Anyway, long story short, qualified as a doctor, busy working in the NHS for nine years, dropped out of comedy, got girlfriend pregnant, had twin girls, girlfriend and I split up, blah, blah, blah...
This year I started to get back into performing stand-up again. Was frustrated by how common-place and unoriginal the general stand-up scene has become. It's just not fun like it was when I was in my teens and twenties.
Anyway, decided to really have a serious go at writing a sitcom. This resulted in 'Vacancies', a part-sitcom, part-sketch show set in the sterils environment of a 'Holiday Inn' or 'Travel Lodge'-type of hotel, following the exploits of the staff and guests...
I really tried to re-write and re-write and not submit until I was satisfied that it was what I considered funny. Anyway, one of the places I submitted it to was Roughcut TV. Ash Atalla read it and I was invited up to Soho for a meeting. Wow, I thought.
After meeting one-on-one with Ash (he seems a genuinely nice and considerate man)I was invited to write a second draft based on his suggestions, i.e. making it more of a sitcom, reducing the sketch-like elements and altering some characterisations, making the episode more self-contained and less series plot-arc driven, etc. etc...

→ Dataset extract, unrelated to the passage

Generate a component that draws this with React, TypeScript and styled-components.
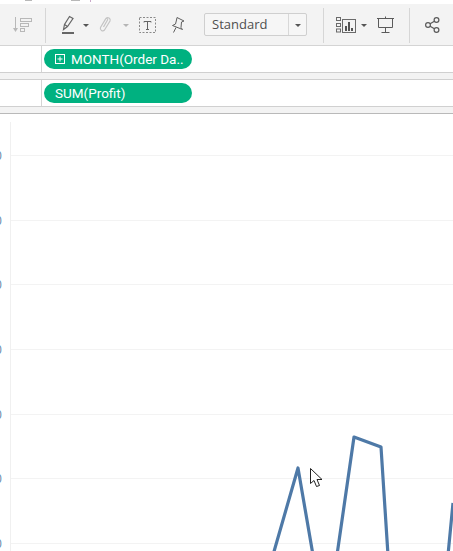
import styled, { createGlobalStyle } from "styled-components";

const GlobalStyle = createGlobalStyle`
  html, body { margin: 0; padding: 0; background: #fff; overflow: hidden; }
  body { font-family: "Open Sans", "Noto Sans", sans-serif; }
`;

const Page = styled.div`
  position: relative;
  width: 453px;
  height: 551px;
  overflow: hidden;
  background: #fff;
`;

const TopStrip = styled.div`
  display: flex;
  height: 4px;
  padding-left: 25px;
  align-items: flex-start;
`;

const Fragment = styled.span<{ $w: number; $h: number; $c: string; $ml: number }>`
  width: ${(p) => p.$w}px;
  height: ${(p) => p.$h}px;
  margin-left: ${(p) => p.$ml}px;
  background: ${(p) => p.$c};
`;

const Toolbar = styled.div`
  display: flex;
  align-items: center;
  height: 41px;
  background: #f3f3f3;
  border-bottom: 1px solid #d4d4d4;
`;

const Group = styled.div<{ $w: number; $pl: number }>`
  display: flex;
  align-items: center;
  width: ${(p) => p.$w}px;
  padding-left: ${(p) => p.$pl}px;
  box-sizing: border-box;
  height: 100%;
`;

const Divider = styled.div`
  width: 1px;
  height: 35px;
  margin-top: 2px;
  background: #d6d6d6;
  flex: none;
`;

const Caret = styled.span<{ $light?: boolean; $ml: number; $mr: number }>`
  width: 0;
  height: 0;
  flex: none;
  margin: 2px ${(p) => p.$mr}px 0 ${(p) => p.$ml}px;
  border-left: 3px solid transparent;
  border-right: 3px solid transparent;
  border-top: 3px solid ${(p) => (p.$light ? "#b5b5b5" : "#555")};
`;

const Spacer = styled.span<{ $w: number }>`
  width: ${(p) => p.$w}px;
  flex: none;
`;

const Select = styled.div`
  display: flex;
  align-items: stretch;
  width: 103px;
  height: 23px;
  margin-left: 19px;
  box-sizing: border-box;
  border: 1px solid #cfcfcf;
  border-radius: 2px;
  background: #f6f6f6;
`;

const SelectText = styled.div`
  flex: 1;
  padding-left: 7px;
  font-size: 13px;
  line-height: 20px;
  color: #4f4f4f;
`;

const SelectButton = styled.div`
  display: flex;
  align-items: center;
  justify-content: center;
  width: 17px;
  border-left: 1px solid #d8d8d8;
`;

const ShelfRow = styled.div`
  display: flex;
  height: 26px;
  background: #fff;
  border-bottom: 1px solid #d0d0d0;
`;

const ShelfLabel = styled.div`
  width: 41px;
  flex: none;
  border-right: 1px solid #d4d4d4;
`;

const Pill = styled.div`
  display: flex;
  align-items: center;
  gap: 6px;
  width: 148px;
  height: 20px;
  margin: 3px 0 0 2px;
  padding-left: 11px;
  box-sizing: border-box;
  border-radius: 10px;
  background: #00b180;
  color: #fff;
  font-family: Roboto, "Open Sans", sans-serif;
  font-size: 13.5px;
  white-space: nowrap;
`;

const PlusBox = styled.svg`
  flex: none;
`;

const ShelfGap = styled.div<{ $strong?: boolean }>`
  height: 6px;
  background: #f3f3f3;
  border-bottom: 1px solid ${(p) => (p.$strong ? "#b9b9b9" : "#d0d0d0")};
`;

const Chart = styled.svg`
  display: block;
  width: 453px;
  height: 437px;
`;

const Cursor = styled.svg`
  position: absolute;
  left: 310px;
  top: 468px;
`;

const gridY = [41, 106, 170, 235, 300, 364, 429];

function SortIcon() {
  return (
    <svg width="19" height="16" viewBox="0 0 19 16" fill="none" stroke="#b8b8b8">
      <path d="M2.500 0v11" />
      <path d="M0 11h5l-2.500 4z" fill="#b8b8b8" stroke="none" />
      <rect x="7.500" y="1.500" width="11" height="3" />
      <rect x="7.500" y="6.500" width="8" height="3" />
      <rect x="7.500" y="11.500" width="4" height="3" />
    </svg>
  );
}

function PenIcon() {
  return (
    <svg width="13" height="20" viewBox="0 0 13 20" fill="none" stroke="#666" strokeWidth="1.200">
      <path d="M1.500 14.500l1-5 5-8 3.500 2-5.500 8z" />
      <path d="M2.500 9.500l3 2" />
      <rect x="0" y="17" width="12" height="2" fill="#666" stroke="none" />
    </svg>
  );
}

function ClipIcon() {
  return (
    <svg width="13" height="17" viewBox="0 0 13 17" fill="none" stroke="#c4c4c4" strokeWidth="1.200">
      <path d="M3 9l4-6.500a2.400 2.400 0 0 1 4 2.500l-5.500 9a2.400 2.400 0 0 1-4-2.500l5-8.500a1 1 0 0 1 2 1l-4 7" />
    </svg>
  );
}

function TextBoxIcon() {
  return (
    <svg width="17" height="16" viewBox="0 0 17 16" fill="none" stroke="#8a8a8a">
      <rect x="0.500" y="0.500" width="16" height="15" strokeDasharray="2 1.500" />
      <path d="M5 5.500V4.500h7v1M8.500 4.500v8M7 12.500h3" stroke="#666" />
    </svg>
  );
}

function PinIcon() {
  return (
    <svg width="13" height="16" viewBox="0 0 13 16" fill="none" stroke="#5f5f5f" strokeLinejoin="round">
      <path d="M5 0.500L12 4 9.500 5 9 10.500 10.500 12.500 0.500 8.500 3.500 7 4.500 3z" />
      <path d="M4 10.500L1.500 15.500" />
    </svg>
  );
}

function VizIcon() {
  return (
    <svg width="20" height="16" viewBox="0 0 20 16" fill="none" stroke="#6a6a6a">
      <rect x="0.500" y="0.500" width="4" height="3" />
      <rect x="0.500" y="6.500" width="4" height="3" />
      <rect x="0.500" y="12" width="4" height="3" />
      <rect x="6.500" y="2.500" width="13" height="13" />
      <path d="M10 14V9M13 14V5M16 14v-3" strokeWidth="2" stroke="#555" />
    </svg>
  );
}

function PresentIcon() {
  return (
    <svg width="17" height="17" viewBox="0 0 17 17" fill="none" stroke="#5a5a5a">
      <path d="M0 2.500h17M1.500 2.500v9h14v-9M8.500 0.500v2M8.500 11.500v5M4.500 16.500h8" />
    </svg>
  );
}

function ShareIcon() {
  return (
    <svg width="15" height="16" viewBox="0 0 15 16" fill="none" stroke="#5a5a5a" strokeWidth="1.200">
      <circle cx="11.500" cy="3" r="2.400" />
      <circle cx="3" cy="8" r="2.400" />
      <circle cx="11.500" cy="13" r="2.400" />
      <path d="M5.100 6.800l4.300-2.600M5.100 9.200l4.300 2.600" />
    </svg>
  );
}

export default function App() {
  return (
    <Page>
      <GlobalStyle />
      <TopStrip>
        <Fragment $w={7} $h={1} $c="#b8b8b8" $ml={0} />
        <Fragment $w={9} $h={1} $c="#b8b8b8" $ml={39} />
        <Fragment $w={1} $h={2} $c="#c9a9c9" $ml={10} />
      </TopStrip>
      <Toolbar>
        <Group $w={45} $pl={13}>
          <SortIcon />
        </Group>
        <Divider />
        <Group $w={277} $pl={16}>
          <PenIcon />
          <Caret $ml={8} $mr={10} />
          <ClipIcon />
          <Caret $light $ml={11} $mr={10} />
          <TextBoxIcon />
          <Spacer $w={16} />
          <PinIcon />
          <Select>
            <SelectText>Standard</SelectText>
            <SelectButton>
              <Caret $ml={0} $mr={0} />
            </SelectButton>
          </Select>
        </Group>
        <Divider />
        <Group $w={85} $pl={12}>
          <VizIcon />
          <Caret $ml={5} $mr={10} />
          <PresentIcon />
        </Group>
        <Divider />
        <Group $w={43} $pl={15}>
          <ShareIcon />
        </Group>
      </Toolbar>
      <ShelfRow>
        <ShelfLabel />
        <Pill>
          <PlusBox width="10" height="10" viewBox="0 0 10 10" fill="none" stroke="#fff">
            <rect x="0.500" y="0.500" width="9" height="9" />
            <path d="M5 2.500v5M2.500 5h5" />
          </PlusBox>
          MONTH(Order Da..
        </Pill>
      </ShelfRow>
      <ShelfGap />
      <ShelfRow>
        <ShelfLabel />
        <Pill>SUM(Profit)</Pill>
      </ShelfRow>
      <ShelfGap $strong />
      <Chart viewBox="0 0 453 437">
        <rect x="10" y="8" width="1" height="429" fill="#f0f0f0" />
        {gridY.map((y) => (
          <g key={y}>
            <rect x="11" y={y} width="442" height="1" fill="#f3f3f3" />
            <text x="-5" y={y + 5} fontSize="12" fill="#5f87a8" fontFamily="Open Sans, sans-serif">
              0
            </text>
          </g>
        ))}
        <path
          d="M273 441L298 354L313 441M337 441L354 323L381 333L388 441M448 441L453 389"
          fill="none"
          stroke="#4e79a7"
          strokeWidth="3.200"
          strokeLinejoin="round"
        />
      </Chart>
      <Cursor width="13" height="20" viewBox="0 0 13 20">
        <path d="M0.500 0.500v15l3.500-3 2.500 6 3-1-2.500-6h5z" fill="#fff" stroke="#222" />
      </Cursor>
    </Page>
  );
}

Ash also gave me a brief for a new TV sketch and invited me to submit materiaL. I worked feverishly on sketches fitting the brief and, three weeks later, submitted a whopping 26 (I was hitting a purple patch)first-installments of recurring character sketches. (If you think 26 is far too many, you may be right, but unless I was completely satisfied about their potential they were discarded - many were.)
I then worked hard on an extensive re-write of 'Vacancies' and submitted that.
I am now nearly a month on since submitting the sketches and three weeks from submitting the sitcom rewrite...
Not really knowing how the procedures, etiquettes and time-scales involved in these things I am in the dark to how long before "No news is good news" becomes "No News Means Forget It". Once you get a meeting with someone as successful as Ash Atalla how much is it a proper foor-in-the-door? So I would be interested in hearing experiences from others who are in this large comedy-writing boat.
Please post your experiences related to "the process"...
Thanks for bearing with me through this long story. Keep faith in your writing ability. More importantly, keep on writing, it's good for the your soul (mostly). Good luck to all.
(In the meantime I have decided to keep on writing whilst waiting, having just completed the first draft of a new sitcom 'The Notorious Baker-Glenns'. Also, I console myself that 'Vacancies' has a few more production companies to visit and that after four months the Beeb hasn't, to my knowledge, yet rejected the first draft... mind you, they may well have not read it yet.)